A tank is an armoured fighting vehicle designed for front-line combat. Tanks have heavy firepower, strong armour, and good battlefield manoeuvrability provided by tracks and a powerful engine; usually their main armament is mounted in a turret. They are a mainstay of modern 20th and 21st century ground forces and a key part of combined arms combat.

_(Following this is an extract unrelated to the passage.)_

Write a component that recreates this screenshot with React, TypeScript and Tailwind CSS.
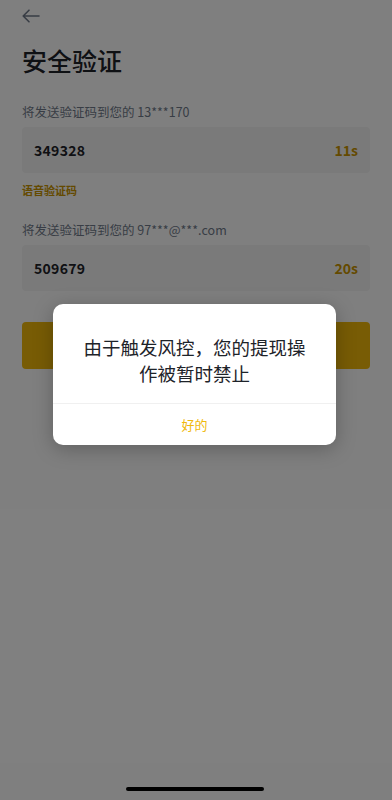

Modern tanks are versatile mobile land weapon system platforms that have a mounted large-calibre cannon called tank gun in a rotating gun turret supplemented by mounted machine guns or other weapons such as anti-tank guided missiles or rockets. They have heavy vehicle armour which provides protection for the crew, the vehicle's weapons, and propulsion systems as well as provide operational mobility due to its use of tracks rather than wheels which allows the tank to move over rugged terrain and adverse conditions such as mud (and be positioned on the battlefield in advantageous locations). These features enable the tank to perform well in a variety of intense combat situations, simultaneously both offensively (with fire from their powerful tank gun) and defensively (due to their near invulnerability to common firearms and good resistance to heavier weapons, all while maintaining the mobility needed to exploit changing tactical situations). Fully integrating tanks into modern military forces spawned a new era of combat: armoured warfare.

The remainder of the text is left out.